## PROBLEM TO SOLVE:
Quote the listing below in its entirety, omitting every image.

## MATERIAL FOR THE TASK:

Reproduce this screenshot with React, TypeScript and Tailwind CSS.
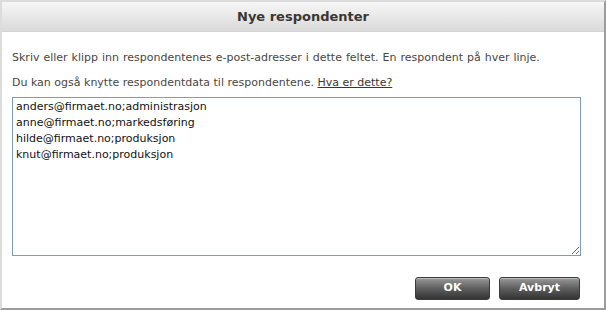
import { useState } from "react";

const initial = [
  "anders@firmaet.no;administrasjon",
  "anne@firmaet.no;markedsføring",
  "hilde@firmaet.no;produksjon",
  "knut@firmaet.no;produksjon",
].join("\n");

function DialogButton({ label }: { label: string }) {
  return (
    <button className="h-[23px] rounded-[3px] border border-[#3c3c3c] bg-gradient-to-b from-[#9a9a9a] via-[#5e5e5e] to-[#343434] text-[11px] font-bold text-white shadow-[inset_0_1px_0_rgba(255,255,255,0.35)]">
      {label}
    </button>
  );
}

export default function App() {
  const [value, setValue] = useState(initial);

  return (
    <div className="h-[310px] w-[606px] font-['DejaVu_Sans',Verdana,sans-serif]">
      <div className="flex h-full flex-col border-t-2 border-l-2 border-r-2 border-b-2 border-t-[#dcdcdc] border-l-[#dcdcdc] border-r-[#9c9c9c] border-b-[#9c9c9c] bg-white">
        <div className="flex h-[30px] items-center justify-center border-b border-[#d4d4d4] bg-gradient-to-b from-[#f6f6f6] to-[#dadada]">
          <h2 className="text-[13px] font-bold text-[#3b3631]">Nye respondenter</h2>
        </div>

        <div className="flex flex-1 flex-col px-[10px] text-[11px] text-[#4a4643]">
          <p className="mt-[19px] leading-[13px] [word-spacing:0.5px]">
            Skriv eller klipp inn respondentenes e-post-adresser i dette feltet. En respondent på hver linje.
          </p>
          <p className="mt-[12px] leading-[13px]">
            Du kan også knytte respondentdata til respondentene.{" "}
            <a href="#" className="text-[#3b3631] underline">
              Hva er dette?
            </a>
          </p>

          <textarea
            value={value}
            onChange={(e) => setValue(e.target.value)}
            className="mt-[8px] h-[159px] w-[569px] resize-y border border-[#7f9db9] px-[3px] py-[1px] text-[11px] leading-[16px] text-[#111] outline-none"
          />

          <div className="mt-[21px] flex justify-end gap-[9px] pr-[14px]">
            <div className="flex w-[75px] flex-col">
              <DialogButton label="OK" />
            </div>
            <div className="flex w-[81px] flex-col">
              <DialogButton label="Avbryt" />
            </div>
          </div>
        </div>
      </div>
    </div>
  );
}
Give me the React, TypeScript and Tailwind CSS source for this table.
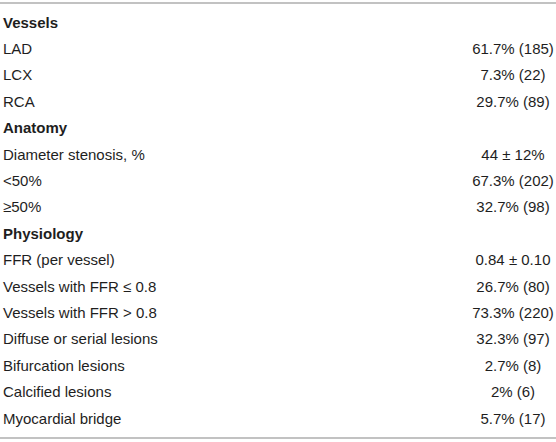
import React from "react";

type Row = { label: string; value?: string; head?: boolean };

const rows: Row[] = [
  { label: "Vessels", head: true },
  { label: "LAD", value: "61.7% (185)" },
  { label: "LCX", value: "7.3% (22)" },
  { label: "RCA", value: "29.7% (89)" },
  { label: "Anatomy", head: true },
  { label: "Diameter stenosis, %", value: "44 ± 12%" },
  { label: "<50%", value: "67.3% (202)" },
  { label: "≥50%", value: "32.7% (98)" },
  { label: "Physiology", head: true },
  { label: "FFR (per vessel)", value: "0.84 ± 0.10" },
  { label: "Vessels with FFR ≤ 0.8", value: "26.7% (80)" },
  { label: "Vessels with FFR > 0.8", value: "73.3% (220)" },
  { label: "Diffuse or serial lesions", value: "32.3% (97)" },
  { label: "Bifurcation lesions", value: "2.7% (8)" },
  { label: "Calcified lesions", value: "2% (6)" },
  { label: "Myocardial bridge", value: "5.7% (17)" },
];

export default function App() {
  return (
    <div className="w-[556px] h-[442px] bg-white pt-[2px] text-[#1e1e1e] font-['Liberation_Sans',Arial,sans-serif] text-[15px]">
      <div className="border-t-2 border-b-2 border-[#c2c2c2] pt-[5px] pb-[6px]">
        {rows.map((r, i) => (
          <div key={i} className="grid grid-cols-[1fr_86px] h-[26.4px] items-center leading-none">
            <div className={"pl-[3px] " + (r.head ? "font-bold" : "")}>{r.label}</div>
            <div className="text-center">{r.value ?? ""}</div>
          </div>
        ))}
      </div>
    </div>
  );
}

## TASK RESULT:
Reproduce this screenshot with React, TypeScript and Tailwind CSS.
import { useState } from "react";

const initial = [
  "anders@firmaet.no;administrasjon",
  "anne@firmaet.no;markedsføring",
  "hilde@firmaet.no;produksjon",
  "knut@firmaet.no;produksjon",
].join("\n");

function DialogButton({ label }: { label: string }) {
  return (
    <button className="h-[23px] rounded-[3px] border border-[#3c3c3c] bg-gradient-to-b from-[#9a9a9a] via-[#5e5e5e] to-[#343434] text-[11px] font-bold text-white shadow-[inset_0_1px_0_rgba(255,255,255,0.35)]">
      {label}
    </button>
  );
}

export default function App() {
  const [value, setValue] = useState(initial);

  return (
    <div className="h-[310px] w-[606px] font-['DejaVu_Sans',Verdana,sans-serif]">
      <div className="flex h-full flex-col border-t-2 border-l-2 border-r-2 border-b-2 border-t-[#dcdcdc] border-l-[#dcdcdc] border-r-[#9c9c9c] border-b-[#9c9c9c] bg-white">
        <div className="flex h-[30px] items-center justify-center border-b border-[#d4d4d4] bg-gradient-to-b from-[#f6f6f6] to-[#dadada]">
          <h2 className="text-[13px] font-bold text-[#3b3631]">Nye respondenter</h2>
        </div>

        <div className="flex flex-1 flex-col px-[10px] text-[11px] text-[#4a4643]">
          <p className="mt-[19px] leading-[13px] [word-spacing:0.5px]">
            Skriv eller klipp inn respondentenes e-post-adresser i dette feltet. En respondent på hver linje.
          </p>
          <p className="mt-[12px] leading-[13px]">
            Du kan også knytte respondentdata til respondentene.{" "}
            <a href="#" className="text-[#3b3631] underline">
              Hva er dette?
            </a>
          </p>

          <textarea
            value={value}
            onChange={(e) => setValue(e.target.value)}
            className="mt-[8px] h-[159px] w-[569px] resize-y border border-[#7f9db9] px-[3px] py-[1px] text-[11px] leading-[16px] text-[#111] outline-none"
          />

          <div className="mt-[21px] flex justify-end gap-[9px] pr-[14px]">
            <div className="flex w-[75px] flex-col">
              <DialogButton label="OK" />
            </div>
            <div className="flex w-[81px] flex-col">
              <DialogButton label="Avbryt" />
            </div>
          </div>
        </div>
      </div>
    </div>
  );
}
Give me the React, TypeScript and Tailwind CSS source for this table.
import React from "react";

type Row = { label: string; value?: string; head?: boolean };

const rows: Row[] = [
  { label: "Vessels", head: true },
  { label: "LAD", value: "61.7% (185)" },
  { label: "LCX", value: "7.3% (22)" },
  { label: "RCA", value: "29.7% (89)" },
  { label: "Anatomy", head: true },
  { label: "Diameter stenosis, %", value: "44 ± 12%" },
  { label: "<50%", value: "67.3% (202)" },
  { label: "≥50%", value: "32.7% (98)" },
  { label: "Physiology", head: true },
  { label: "FFR (per vessel)", value: "0.84 ± 0.10" },
  { label: "Vessels with FFR ≤ 0.8", value: "26.7% (80)" },
  { label: "Vessels with FFR > 0.8", value: "73.3% (220)" },
  { label: "Diffuse or serial lesions", value: "32.3% (97)" },
  { label: "Bifurcation lesions", value: "2.7% (8)" },
  { label: "Calcified lesions", value: "2% (6)" },
  { label: "Myocardial bridge", value: "5.7% (17)" },
];

export default function App() {
  return (
    <div className="w-[556px] h-[442px] bg-white pt-[2px] text-[#1e1e1e] font-['Liberation_Sans',Arial,sans-serif] text-[15px]">
      <div className="border-t-2 border-b-2 border-[#c2c2c2] pt-[5px] pb-[6px]">
        {rows.map((r, i) => (
          <div key={i} className="grid grid-cols-[1fr_86px] h-[26.4px] items-center leading-none">
            <div className={"pl-[3px] " + (r.head ? "font-bold" : "")}>{r.label}</div>
            <div className="text-center">{r.value ?? ""}</div>
          </div>
        ))}
      </div>
    </div>
  );
}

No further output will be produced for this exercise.